- Born: Giuliano Roberto Hazan December 1, 1958 (age 67) New York City, New York, U.S.
- Education: Swarthmore College
- Occupation: Cookbook author
- Spouse: Lael Hazan (m. 1997)
- Children: 2
- Parent(s): Marcella and Victor Hazan
- Website: Official website

= Giuliano Hazan =

Italian cookbook author and educator (born 1958)
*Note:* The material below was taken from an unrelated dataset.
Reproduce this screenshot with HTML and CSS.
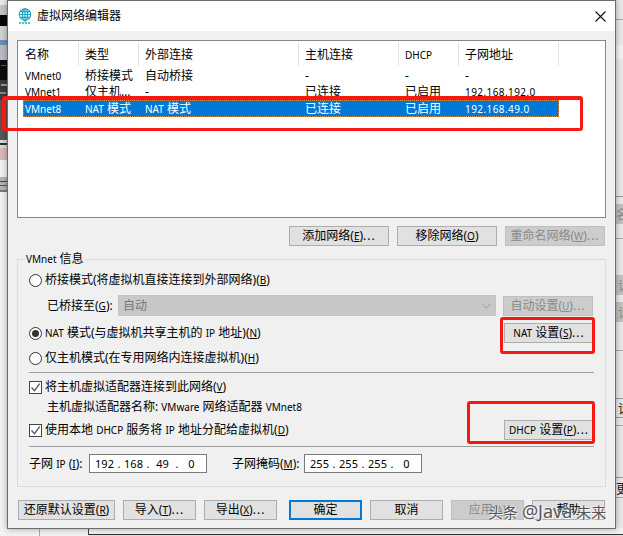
FILE: index.html
```html
<!DOCTYPE html>
<html lang="zh-CN">
<head>
<meta charset="utf-8">
<title>虚拟网络编辑器</title>
<link rel="stylesheet" href="styles.css">
</head>
<body>
<svg class="desktop" width="623" height="536" viewBox="0 0 623 536" aria-hidden="true">
  <rect x="0" y="0" width="7" height="5" fill="#e8e8e8"/>
  <rect x="0" y="5" width="7" height="10" fill="#c4c4c4"/>
  <rect x="0" y="15" width="7" height="11" fill="#060606"/>
  <rect x="0" y="26" width="7" height="14" fill="#cfcfcf"/>
  <rect x="0" y="40" width="7" height="5" fill="#6a90ba"/>
  <rect x="0" y="45" width="7" height="15" fill="#b9bcc0"/>
  <rect x="0" y="60" width="7" height="20" fill="#0c0c0e"/>
  <rect x="1" y="65" width="5" height="1" fill="#8a4a50"/>
  <rect x="0" y="80" width="7" height="20" fill="#3a3a3a"/>
  <rect x="1" y="84" width="6" height="2" fill="#9a9a9a"/>
  <rect x="0" y="92" width="6" height="2" fill="#888"/>
  <rect x="0" y="100" width="7" height="40" fill="#565656"/>
  <rect x="0" y="140" width="7" height="8" fill="#d8d8d8"/>
  <rect x="0" y="143" width="7" height="2" fill="#333"/>
  <rect x="0" y="148" width="7" height="12" fill="#d9b8b8"/>
  <rect x="0" y="160" width="7" height="17" fill="#f2f2f2"/>
  <rect x="0" y="177" width="7" height="13" fill="#b4b4b4"/>
  <rect x="0" y="181" width="7" height="1" fill="#444"/>
  <rect x="0" y="185" width="7" height="1" fill="#555"/>
  <rect x="0" y="190" width="7" height="2" fill="#777"/>
  <rect x="0" y="192" width="7" height="344" fill="#f2f2f2"/>
  <rect x="616" y="0" width="7" height="528" fill="#e9e9e9"/>
  <rect x="616" y="19" width="7" height="1" fill="#a8a8a8"/>
  <rect x="616" y="45" width="7" height="14" fill="#f2f2f2"/>
  <rect x="616" y="196" width="7" height="1" fill="#999"/>
  <rect x="616" y="204" width="7" height="20" fill="#c2c2c2"/>
  <rect x="616" y="238" width="7" height="1" fill="#aaa"/>
  <rect x="616" y="275" width="7" height="20" fill="#c2c2c2"/>
  <rect x="616" y="302" width="7" height="20" fill="#c2c2c2"/>
  <rect x="616" y="350" width="7" height="1" fill="#aaa"/>
  <rect x="616" y="398" width="7" height="1" fill="#999"/>
  <rect x="616" y="417" width="7" height="1" fill="#999"/>
  <rect x="616" y="425" width="7" height="1" fill="#aaa"/>
  <rect x="616" y="477" width="7" height="1" fill="#999"/>
  <rect x="616" y="497" width="7" height="1" fill="#aaa"/>
  <rect x="39" y="528" width="1" height="8" fill="#aaa"/>
  <rect x="88" y="528" width="1" height="7" fill="#444"/>
  <rect x="88" y="534" width="535" height="1" fill="#333"/>
  <rect x="89" y="535" width="534" height="1" fill="#ddd"/>
  <text class="desktop-glyph" x="616" y="219">名</text>
  <text class="desktop-glyph" x="618" y="290">设</text>
  <text class="desktop-glyph" x="618" y="317">设</text>
  <text class="desktop-glyph dark" x="618" y="413">设</text>
  <text class="desktop-glyph dark" x="616" y="493">更</text>
</svg>

<div class="dialog">
  <header class="titlebar">
    <svg class="app-icon" width="14" height="17" viewBox="0 0 14 17" aria-hidden="true">
      <g fill="none" stroke="#17a2c4" stroke-width="1.1">
        <circle cx="7" cy="6.5" r="5.7"/>
        <ellipse cx="7" cy="6.5" rx="2.6" ry="5.7"/>
        <path d="M1.3 6.5h11.4M2.2 3.6h9.6M2.2 9.4h9.6M7 .8v11.4"/>
        <path d="M7 12.2v2"/>
      </g>
      <path d="M1 15h12" stroke="#14b49a" stroke-width="1.4" stroke-dasharray="2 1"/>
    </svg>
    <span class="title">虚拟网络编辑器</span>
    <svg class="close" width="11" height="11" viewBox="0 0 11 11" aria-hidden="true">
      <path d="M.5.5l10 10M10.5.5l-10 10" stroke="#111" stroke-width="1.1" fill="none"/>
    </svg>
  </header>

  <main class="client">
    <section class="list">
      <div class="list-head">
        <span class="hcell first">名称</span>
        <span class="hcell w60">类型</span>
        <span class="hcell w160">外部连接</span>
        <span class="hcell w100">主机连接</span>
        <span class="hcell w60"><span class="en">DHCP</span></span>
        <span class="hcell w100">子网地址</span>
      </div>
      <div class="list-row">
        <span class="en">VMnet0</span><span>桥接模式</span><span>自动桥接</span><span>-</span><span>-</span><span>-</span>
      </div>
      <div class="list-row">
        <span class="en">VMnet1</span><span>仅主机…</span><span>-</span><span>已连接</span><span>已启用</span><span class="en num">192.168.192.0</span>
      </div>
      <div class="list-row selected">
        <span class="en">VMnet8</span><span><span class="en">NAT</span> 模式</span><span><span class="en">NAT</span> 模式</span><span>已连接</span><span>已启用</span><span class="en num">192.168.49.0</span>
      </div>
    </section>

    <div class="list-actions">
      <button class="btn w100b">添加网络(<u class="en">E</u>)<span class="dots">...</span></button>
      <button class="btn w100b">移除网络(<u class="en">O</u>)</button>
      <button class="btn w100b disabled">重命名网络(<u class="en">W</u>)<span class="dots">...</span></button>
    </div>

    <section class="group">
      <span class="legend"><span class="en">VMnet</span> 信息</span>

      <div class="row first-row">
        <span class="radio"></span>
        <span>桥接模式(将虚拟机直接连接到外部网络)(<u class="en">B</u>)</span>
      </div>

      <div class="row bridge-row">
        <span class="bridge-label">已桥接至(<u class="en">G</u>):</span>
        <div class="select">
          <span>自动</span>
          <svg width="9" height="6" viewBox="0 0 9 6" aria-hidden="true"><path d="M.5 1l4 4 4-4" fill="none" stroke="#9a9a9a"/></svg>
        </div>
        <button class="btn side disabled">自动设置(<u class="en">U</u>)<span class="dots">...</span></button>
      </div>

      <div class="row nat-row">
        <span class="radio on"></span>
        <span><span class="en">NAT</span> 模式(与虚拟机共享主机的 <span class="en">IP</span> 地址)(<u class="en">N</u>)</span>
        <button class="btn side push"><span class="en">NAT</span>&nbsp;设置(<u class="en">S</u>)<span class="dots">...</span></button>
      </div>

      <div class="row host-row">
        <span class="radio"></span>
        <span>仅主机模式(在专用网络内连接虚拟机)(<u class="en">H</u>)</span>
      </div>

      <hr class="sep sep-a">

      <div class="row">
        <span class="check"><svg width="11" height="11" viewBox="0 0 11 11" aria-hidden="true"><path d="M1.5 5.5l3 3.2 5.2-7" fill="none" stroke="#555" stroke-width="1.3"/></svg></span>
        <span>将主机虚拟适配器连接到此网络(<u class="en">V</u>)</span>
      </div>

      <div class="row adapter-name"><span>主机虚拟适配器名称: <span class="en">VMware</span> 网络适配器 <span class="en">VMnet8</span></span></div>

      <div class="row dhcp-row">
        <span class="check"><svg width="11" height="11" viewBox="0 0 11 11" aria-hidden="true"><path d="M1.5 5.5l3 3.2 5.2-7" fill="none" stroke="#555" stroke-width="1.3"/></svg></span>
        <span>使用本地 <span class="en">DHCP</span> 服务将 <span class="en">IP</span> 地址分配给虚拟机(<u class="en">D</u>)</span>
        <button class="btn side push"><span class="en">DHCP</span>&nbsp;设置(<u class="en">P</u>)<span class="dots">...</span></button>
      </div>

      <hr class="sep sep-b">

      <div class="row subnet-row">
        <span class="ip-label">子网 <span class="en">IP</span> (<u class="en">I</u>):</span>
        <div class="ip-input">
          <span class="seg">192</span><span class="dot">.</span><span class="seg">168</span><span class="dot">.</span><span class="seg">49</span><span class="dot">.</span><span class="seg">0</span>
        </div>
        <span class="mask-label">子网掩码(<u class="en">M</u>):</span>
        <div class="ip-input">
          <span class="seg">255</span><span class="dot">.</span><span class="seg">255</span><span class="dot">.</span><span class="seg">255</span><span class="dot">.</span><span class="seg">0</span>
        </div>
      </div>
    </section>

    <footer class="footer">
      <button class="btn restore">还原默认设置(<u class="en">R</u>)</button>
      <button class="btn w73">导入(<u class="en">T</u>)<span class="dots">...</span></button>
      <button class="btn w73">导出(<u class="en">X</u>)<span class="dots">...</span></button>
      <button class="btn w73 default">确定</button>
      <button class="btn w73">取消</button>
      <button class="btn w73 disabled">应用(<u class="en">A</u>)</button>
      <button class="btn w73">帮助</button>
    </footer>
  </main>
</div>

<div class="mark mark-list"></div>
<div class="mark mark-nat"></div>
<div class="mark mark-dhcp"></div>
<div class="watermark">头条 <span class="wm-en">@Java</span>未来</div>
</body>
</html>
```

FILE: styles.css
```css
* { box-sizing: border-box; }

html, body {
  margin: 0;
  padding: 0;
}

body {
  position: relative;
  width: 623px;
  height: 536px;
  overflow: hidden;
  background: #f2f2f2;
  font-family: "Noto Sans", "Noto Sans CJK SC", sans-serif;
  font-size: 12px;
  line-height: 16px;
  color: #000;
}

.en { font-size: 10px; }

.num { letter-spacing: 0.42px; }

.dots { letter-spacing: 1px; }

.desktop {
  position: absolute;
  left: 0;
  top: 0;
}

.desktop-glyph {
  font-family: "Noto Sans CJK SC", sans-serif;
  font-size: 13px;
  fill: #8c8c8c;
}

.desktop-glyph.dark { fill: #222; }

.dialog {
  position: relative;
  width: 609px;
  height: 529px;
  margin-left: 7px;
  background: #f0f0f0;
  border: 1px solid #6d6d6d;
  box-shadow: 0 0 6px rgba(0, 0, 0, 0.35);
}

.titlebar {
  display: flex;
  align-items: center;
  height: 30px;
  padding: 0 9px 0 10px;
  background: #fff;
}

.app-icon { margin-right: 5px; }

.title { font-size: 12px; }

.close { margin-left: auto; }

.client {
  padding: 9px 9px 0;
}

.list {
  width: 589px;
  height: 178px;
  background: #fff;
  border: 1px solid #82878d;
}

.list-head {
  display: flex;
  height: 25px;
  padding-top: 1px;
}

.hcell {
  display: flex;
  align-items: center;
  padding-top: 1px;
  padding-left: 6px;
  border-right: 1px solid #e3e3e3;
}

.hcell.first { width: 61px; padding-left: 7px; }
.w60 { width: 60px; }
.w100 { width: 100px; }
.w160 { width: 160px; }

.list-row {
  display: grid;
  grid-template-columns: 60px 60px 160px 100px 60px 96px;
  align-items: center;
  height: 16px;
  margin-left: 5px;
  padding-left: 2px;
  white-space: nowrap;
  width: 536px;
}

.list-head + .list-row { margin-top: 2px; }

.list-row.selected {
  height: 17px;
  background: #0078d7;
  color: #fff;
  outline: 1px dotted #d8934a;
  outline-offset: -1px;
}

.btn {
  display: inline-flex;
  align-items: center;
  justify-content: center;
  height: 20px;
  padding: 0;
  font: inherit;
  color: #000;
  background: #e1e1e1;
  border: 1px solid #adadad;
  white-space: nowrap;
}

.btn u { text-underline-offset: 1px; }

.btn.disabled {
  color: #8a8a8a;
  background: #cccccc;
  border-color: #bfbfbf;
}

.btn.default {
  border: 2px solid #0078d7;
}

.list-actions {
  display: flex;
  justify-content: flex-end;
  gap: 8px;
  width: 588px;
  margin-top: 8px;
}

.w100b { width: 100px; }

.group {
  position: relative;
  width: 589px;
  height: 228px;
  margin-top: 13px;
  padding: 10px 11px 0;
  border: 1px solid #dcdcdc;
}

.legend {
  position: absolute;
  left: 7px;
  top: -9px;
  padding: 0 1px;
  background: #f0f0f0;
}

.row {
  display: flex;
  align-items: center;
  height: 20px;
  white-space: nowrap;
}

.radio {
  flex: none;
  position: relative;
  width: 13px;
  height: 13px;
  margin-right: 3px;
  background: #fff;
  border: 1px solid #333;
  border-radius: 50%;
}

.radio.on::after {
  content: "";
  position: absolute;
  left: 2px;
  top: 2px;
  width: 7px;
  height: 7px;
  border-radius: 50%;
  background: #333;
}

.check {
  flex: none;
  display: flex;
  align-items: center;
  justify-content: center;
  width: 13px;
  height: 13px;
  margin-right: 3px;
  background: #fff;
  border: 1px solid #444;
}

.bridge-row {
  height: 21px;
  margin-top: 5px;
  padding-left: 18px;
}

.bridge-label { width: 71px; }

.select {
  display: flex;
  align-items: center;
  justify-content: space-between;
  width: 378px;
  height: 21px;
  padding: 0 4px;
  color: #777;
  background: #c8c8c8;
  border: 1px solid #c4c4c4;
}

.btn.side {
  width: 90px;
  margin-left: 7px;
}

.btn.side.push { margin-left: auto; }

.nat-row { margin-top: 7px; }

.host-row { margin-top: 5px; }

.sep {
  height: 1px;
  margin: 0;
  border: 0;
  background: #a0a0a0;
}

.sep-a { margin: 4px 0; }

.adapter-name { padding-left: 18px; }

.dhcp-row { margin-top: 3px; }

.sep-b { margin: 6px 0 7px; }

.subnet-row { height: 19px; }

.ip-label { width: 60px; }

.ip-input {
  display: flex;
  align-items: center;
  width: 118px;
  height: 19px;
  padding-left: 4px;
  font-size: 11px;
  background: #fff;
  border: 1px solid #7a7a7a;
}

.seg {
  width: 21px;
  text-align: center;
}

.dot {
  width: 8px;
  text-align: center;
}

.mask-label {
  width: 72px;
  margin-left: 25px;
}

.footer {
  display: flex;
  gap: 8px;
  margin-top: 13px;
  padding-left: 1px;
}

.restore { width: 97px; }

.w73 { width: 73px; }

.btn.default { margin-left: 4px; }

.mark {
  position: absolute;
  border-style: solid;
  border-color: #f5190f;
  border-radius: 3px;
}

.mark-list {
  left: 2px;
  top: 96px;
  width: 581px;
  height: 35px;
  border-width: 4px 3px 3px 4px;
}

.mark-nat {
  left: 500px;
  top: 317px;
  width: 95px;
  height: 37px;
  border-width: 3px;
}

.mark-dhcp {
  left: 467px;
  top: 401px;
  width: 128px;
  height: 43px;
  border-width: 3px;
}

.watermark {
  position: absolute;
  left: 488px;
  top: 499px;
  font-size: 15px;
  line-height: 24px;
  white-space: nowrap;
  color: #555;
  text-shadow: 0 0 2px #fff, 1px 1px 1px #fff;
}

.wm-en {
  font-size: 18px;
  margin-right: 4px;
}
```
Giuliano Hazan (born December 1, 1958, in Manhattan, New York City) is an Italian cookbook author and educator who travels throughout the world teaching Italian cooking. He is the son of Italian cooking doyenne Marcella Hazan and wine expert Victor Hazan. His use of traditional methods and ingredients combined with modern attitudes and a straightforward recipe style have made him a popular cookbook author. His cooking schools in Italy and Florida, U.S., have been profiled in many publications. Hazan is considered to be one of the foremost authorities on Italian cooking.

==Career==
Although born in the United States, Hazan spent much of his childhood in Italy, and, at age 17, began assisting his mother at her School of Classic Italian Cooking in Bologna. For more than three decades, Hazan taught hands-on and demonstration-style courses at cooking schools in Europe and the United States. From 1995 to 1999, he led a number of multi-day courses at Hotel Cipriani in Venice. He has lectured at the Smithsonian Institution in Washington D.C. and the National Geographic Society. He has appeared at numerous Food and Wine Festivals including: Food & Wine Classic in Aspen, Colorado, The Masters of Food and Wine in Carmel, California, The Book and The Cook in Philadelphia, Pennsylvania, The Reading Festival in Sarasota, Florida, the Epicurean Classic in Michigan, and for 6 years he taught at Disney's Epcot International Food & Wine Festival.

Hazan is a regular guest on the Today Show and has been a guest on the nationally syndicated PBS show, Seasonings. His school in Italy has been featured by the Fine Living network, and he is often a guest on local TV shows in cities to which he is traveling.

In 2000, Hazan and his wife, Lael, inaugurated a cooking school of their own, Cooking with Giuliano Hazan. As of 2017, they teach classes in two locations: at Villa Giona, a restored Renaissance villa outside Verona, Italy (along with partner, Marilisa Allegrini of Allegrini Winery in Valpolicella, Italy) and in Sarasota, Florida. In 2013, the Verona school was named a Top 10 hotel culinary school by Fox News (2013) and one of Italy's Top Cooking Schools by Food & Wine (2015).

In 2017, Hazan started a line of Italian specialty foods called Giuliano's Classic. It includes tomato sauce based on his mother's recipe, extra-virgin olive oil and rice.

Hazan is married to food educator Lael Hazan and is the father of Gabriella and Michela. The family lives in Sarasota, Florida.

==Awards==
- Winner, Gourmand World Cookbook Award, 2009
- Best Italian Cookbook in the English Language, 2000, Every Night Italian
- Winner, International Association of Culinary Professionals, 2011
- International Association of Culinary Professionals Award of Excellence, 2007 Cooking Teacher of the Year
- Best International Cookbook, 1993, The Classic Pasta Cookbook

==Bibliography==
- Hazan, Giuliano (2012). "Hazan family favorites: beloved Italian recipes"
- Hazan, Giuliano (2009). "The thirty minute pasta cookbook : 100 quick and easy recipes"
- Hazan, Giuliano (2005). "How to cook Italian"
- Hazan, Giuliano (2000). "Every Night Italian"
- Hazan, Giuliano (1999). "The Classic Pasta Cookbook"

Hazan has also contributed articles for newspapers, magazines and cookbook anthologies. These include the New York Times, Cooking Light magazine, and Cooking the Costco Way.